### Collected material
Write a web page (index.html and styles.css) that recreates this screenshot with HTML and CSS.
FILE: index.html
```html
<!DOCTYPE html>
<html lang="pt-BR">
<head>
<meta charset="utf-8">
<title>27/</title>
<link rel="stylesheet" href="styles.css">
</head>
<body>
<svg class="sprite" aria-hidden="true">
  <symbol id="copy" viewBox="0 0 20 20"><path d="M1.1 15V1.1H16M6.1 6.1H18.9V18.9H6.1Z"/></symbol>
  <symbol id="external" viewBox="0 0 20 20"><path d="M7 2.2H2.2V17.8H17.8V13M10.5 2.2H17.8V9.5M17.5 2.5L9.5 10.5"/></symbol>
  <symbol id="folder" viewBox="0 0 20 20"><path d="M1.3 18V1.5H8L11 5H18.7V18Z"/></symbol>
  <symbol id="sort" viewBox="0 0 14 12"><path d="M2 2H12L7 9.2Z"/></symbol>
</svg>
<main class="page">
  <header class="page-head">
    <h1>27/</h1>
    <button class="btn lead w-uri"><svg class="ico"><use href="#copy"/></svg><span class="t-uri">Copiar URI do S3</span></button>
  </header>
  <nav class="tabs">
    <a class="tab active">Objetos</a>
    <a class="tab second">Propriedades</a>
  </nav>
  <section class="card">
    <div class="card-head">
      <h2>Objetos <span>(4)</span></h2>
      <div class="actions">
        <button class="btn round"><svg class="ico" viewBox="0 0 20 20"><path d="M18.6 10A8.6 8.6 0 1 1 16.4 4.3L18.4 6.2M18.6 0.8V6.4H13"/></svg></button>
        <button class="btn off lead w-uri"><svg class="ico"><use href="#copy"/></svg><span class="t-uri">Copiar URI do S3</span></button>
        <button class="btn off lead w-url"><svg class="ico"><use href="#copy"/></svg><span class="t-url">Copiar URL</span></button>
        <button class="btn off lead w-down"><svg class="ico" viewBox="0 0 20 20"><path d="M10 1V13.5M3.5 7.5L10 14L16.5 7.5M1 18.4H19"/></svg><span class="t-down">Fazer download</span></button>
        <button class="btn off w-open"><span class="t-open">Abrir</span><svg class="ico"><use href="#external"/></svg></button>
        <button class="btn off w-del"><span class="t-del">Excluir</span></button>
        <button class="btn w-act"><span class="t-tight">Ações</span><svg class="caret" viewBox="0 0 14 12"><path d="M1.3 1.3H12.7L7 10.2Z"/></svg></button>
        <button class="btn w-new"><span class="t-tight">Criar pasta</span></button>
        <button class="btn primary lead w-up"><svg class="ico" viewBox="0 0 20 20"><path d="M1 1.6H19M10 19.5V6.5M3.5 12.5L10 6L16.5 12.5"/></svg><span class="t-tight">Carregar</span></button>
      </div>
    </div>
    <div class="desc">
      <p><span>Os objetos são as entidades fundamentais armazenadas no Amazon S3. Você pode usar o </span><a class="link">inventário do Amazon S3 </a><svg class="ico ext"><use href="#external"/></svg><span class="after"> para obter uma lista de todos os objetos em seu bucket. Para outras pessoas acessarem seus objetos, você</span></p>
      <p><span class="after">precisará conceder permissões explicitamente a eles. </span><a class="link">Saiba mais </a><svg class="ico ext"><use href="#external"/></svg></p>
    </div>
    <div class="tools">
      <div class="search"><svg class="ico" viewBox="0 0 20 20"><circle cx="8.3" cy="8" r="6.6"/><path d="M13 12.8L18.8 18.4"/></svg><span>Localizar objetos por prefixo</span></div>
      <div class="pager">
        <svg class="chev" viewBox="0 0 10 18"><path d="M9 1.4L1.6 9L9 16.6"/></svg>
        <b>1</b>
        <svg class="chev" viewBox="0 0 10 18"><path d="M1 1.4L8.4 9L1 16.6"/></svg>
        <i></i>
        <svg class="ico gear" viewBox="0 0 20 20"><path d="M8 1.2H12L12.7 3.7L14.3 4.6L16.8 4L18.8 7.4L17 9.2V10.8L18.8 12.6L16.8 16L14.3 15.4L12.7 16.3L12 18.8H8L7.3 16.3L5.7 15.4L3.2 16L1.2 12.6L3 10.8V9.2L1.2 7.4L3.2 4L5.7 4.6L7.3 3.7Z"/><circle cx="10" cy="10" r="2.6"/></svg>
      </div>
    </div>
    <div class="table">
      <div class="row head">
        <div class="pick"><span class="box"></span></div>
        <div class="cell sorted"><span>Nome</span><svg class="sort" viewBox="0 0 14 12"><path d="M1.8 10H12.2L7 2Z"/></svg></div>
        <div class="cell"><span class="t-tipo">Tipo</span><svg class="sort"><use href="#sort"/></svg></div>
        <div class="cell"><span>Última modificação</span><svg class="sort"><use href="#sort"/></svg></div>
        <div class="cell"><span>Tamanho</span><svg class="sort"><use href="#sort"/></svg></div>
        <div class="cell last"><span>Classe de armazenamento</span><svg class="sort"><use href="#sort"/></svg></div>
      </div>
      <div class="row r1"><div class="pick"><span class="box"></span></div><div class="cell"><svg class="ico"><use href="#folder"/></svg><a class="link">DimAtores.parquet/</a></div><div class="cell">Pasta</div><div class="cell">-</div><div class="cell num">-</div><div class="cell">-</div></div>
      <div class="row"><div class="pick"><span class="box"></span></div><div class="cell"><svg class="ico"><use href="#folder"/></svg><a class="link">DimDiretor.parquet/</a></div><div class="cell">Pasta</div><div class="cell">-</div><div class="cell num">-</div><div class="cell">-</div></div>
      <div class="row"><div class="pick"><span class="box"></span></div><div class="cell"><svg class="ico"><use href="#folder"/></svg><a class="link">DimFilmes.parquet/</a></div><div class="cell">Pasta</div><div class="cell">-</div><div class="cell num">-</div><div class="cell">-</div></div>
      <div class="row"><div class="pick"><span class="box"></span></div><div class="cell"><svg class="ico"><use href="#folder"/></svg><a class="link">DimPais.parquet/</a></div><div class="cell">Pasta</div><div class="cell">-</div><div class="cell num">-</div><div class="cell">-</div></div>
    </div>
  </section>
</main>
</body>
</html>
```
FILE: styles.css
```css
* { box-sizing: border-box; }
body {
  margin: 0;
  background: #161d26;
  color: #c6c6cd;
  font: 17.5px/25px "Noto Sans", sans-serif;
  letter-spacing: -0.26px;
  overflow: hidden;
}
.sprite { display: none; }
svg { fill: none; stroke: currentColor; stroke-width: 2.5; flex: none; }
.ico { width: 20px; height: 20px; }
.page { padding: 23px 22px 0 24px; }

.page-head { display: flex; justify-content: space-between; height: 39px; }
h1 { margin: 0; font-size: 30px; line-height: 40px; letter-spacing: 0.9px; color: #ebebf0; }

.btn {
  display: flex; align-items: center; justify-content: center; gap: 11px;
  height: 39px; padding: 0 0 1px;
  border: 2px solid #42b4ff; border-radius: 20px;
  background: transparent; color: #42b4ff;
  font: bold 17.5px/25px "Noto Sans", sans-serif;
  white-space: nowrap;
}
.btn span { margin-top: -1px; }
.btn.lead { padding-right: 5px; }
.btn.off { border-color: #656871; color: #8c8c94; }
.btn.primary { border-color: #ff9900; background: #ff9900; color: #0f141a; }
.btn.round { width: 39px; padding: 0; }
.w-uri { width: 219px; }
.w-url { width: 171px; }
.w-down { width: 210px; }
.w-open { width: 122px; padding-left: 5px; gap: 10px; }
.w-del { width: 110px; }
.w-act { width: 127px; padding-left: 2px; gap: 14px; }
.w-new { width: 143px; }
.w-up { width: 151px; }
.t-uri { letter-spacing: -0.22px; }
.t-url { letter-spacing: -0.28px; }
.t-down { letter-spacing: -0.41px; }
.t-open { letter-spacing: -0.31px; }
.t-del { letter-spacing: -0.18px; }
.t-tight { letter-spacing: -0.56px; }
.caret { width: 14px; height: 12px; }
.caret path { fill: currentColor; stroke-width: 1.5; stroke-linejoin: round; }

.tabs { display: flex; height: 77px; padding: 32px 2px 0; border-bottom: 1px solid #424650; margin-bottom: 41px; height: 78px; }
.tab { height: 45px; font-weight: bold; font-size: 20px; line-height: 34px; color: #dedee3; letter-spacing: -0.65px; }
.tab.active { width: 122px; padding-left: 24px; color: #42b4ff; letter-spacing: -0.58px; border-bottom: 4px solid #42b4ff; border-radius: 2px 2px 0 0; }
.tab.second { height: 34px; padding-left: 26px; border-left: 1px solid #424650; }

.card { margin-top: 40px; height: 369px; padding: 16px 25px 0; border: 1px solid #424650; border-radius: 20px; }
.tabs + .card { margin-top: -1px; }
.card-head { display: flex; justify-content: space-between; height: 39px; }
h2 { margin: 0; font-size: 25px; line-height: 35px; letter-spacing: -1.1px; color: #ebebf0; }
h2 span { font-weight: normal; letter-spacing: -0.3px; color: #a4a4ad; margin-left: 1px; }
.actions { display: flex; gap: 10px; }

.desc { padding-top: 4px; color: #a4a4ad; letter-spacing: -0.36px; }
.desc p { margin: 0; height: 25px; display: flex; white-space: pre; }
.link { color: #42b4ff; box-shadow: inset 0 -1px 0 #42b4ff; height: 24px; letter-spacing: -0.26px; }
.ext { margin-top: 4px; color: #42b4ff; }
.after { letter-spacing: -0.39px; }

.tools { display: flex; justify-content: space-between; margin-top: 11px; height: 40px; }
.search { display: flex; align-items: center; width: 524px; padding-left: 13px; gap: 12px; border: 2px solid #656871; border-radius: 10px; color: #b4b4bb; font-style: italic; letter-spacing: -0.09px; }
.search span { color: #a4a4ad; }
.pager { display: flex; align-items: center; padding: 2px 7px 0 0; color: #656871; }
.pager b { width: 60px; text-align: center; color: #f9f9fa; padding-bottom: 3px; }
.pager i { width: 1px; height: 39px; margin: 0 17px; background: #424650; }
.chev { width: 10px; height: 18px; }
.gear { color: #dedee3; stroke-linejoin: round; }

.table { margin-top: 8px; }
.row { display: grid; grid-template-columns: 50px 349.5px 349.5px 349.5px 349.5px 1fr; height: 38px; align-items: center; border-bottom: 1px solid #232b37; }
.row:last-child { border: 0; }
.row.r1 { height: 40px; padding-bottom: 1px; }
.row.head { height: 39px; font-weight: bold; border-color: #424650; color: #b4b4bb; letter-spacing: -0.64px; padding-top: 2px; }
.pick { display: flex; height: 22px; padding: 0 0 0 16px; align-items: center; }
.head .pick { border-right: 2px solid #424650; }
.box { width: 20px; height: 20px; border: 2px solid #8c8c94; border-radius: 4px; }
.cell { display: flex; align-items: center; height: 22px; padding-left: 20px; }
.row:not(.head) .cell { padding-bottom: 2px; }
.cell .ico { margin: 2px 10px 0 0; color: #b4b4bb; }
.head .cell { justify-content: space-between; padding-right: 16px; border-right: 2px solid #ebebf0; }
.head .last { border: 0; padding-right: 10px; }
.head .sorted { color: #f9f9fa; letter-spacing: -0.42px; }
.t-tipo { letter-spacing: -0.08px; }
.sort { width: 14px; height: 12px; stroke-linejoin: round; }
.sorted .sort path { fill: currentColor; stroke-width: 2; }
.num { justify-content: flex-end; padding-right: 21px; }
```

### Task prompt
Display every line of the listing that contains the string "index".

### The completed task
Write a web page (index.html and styles.css) that recreates this screenshot with HTML and CSS.
FILE: index.html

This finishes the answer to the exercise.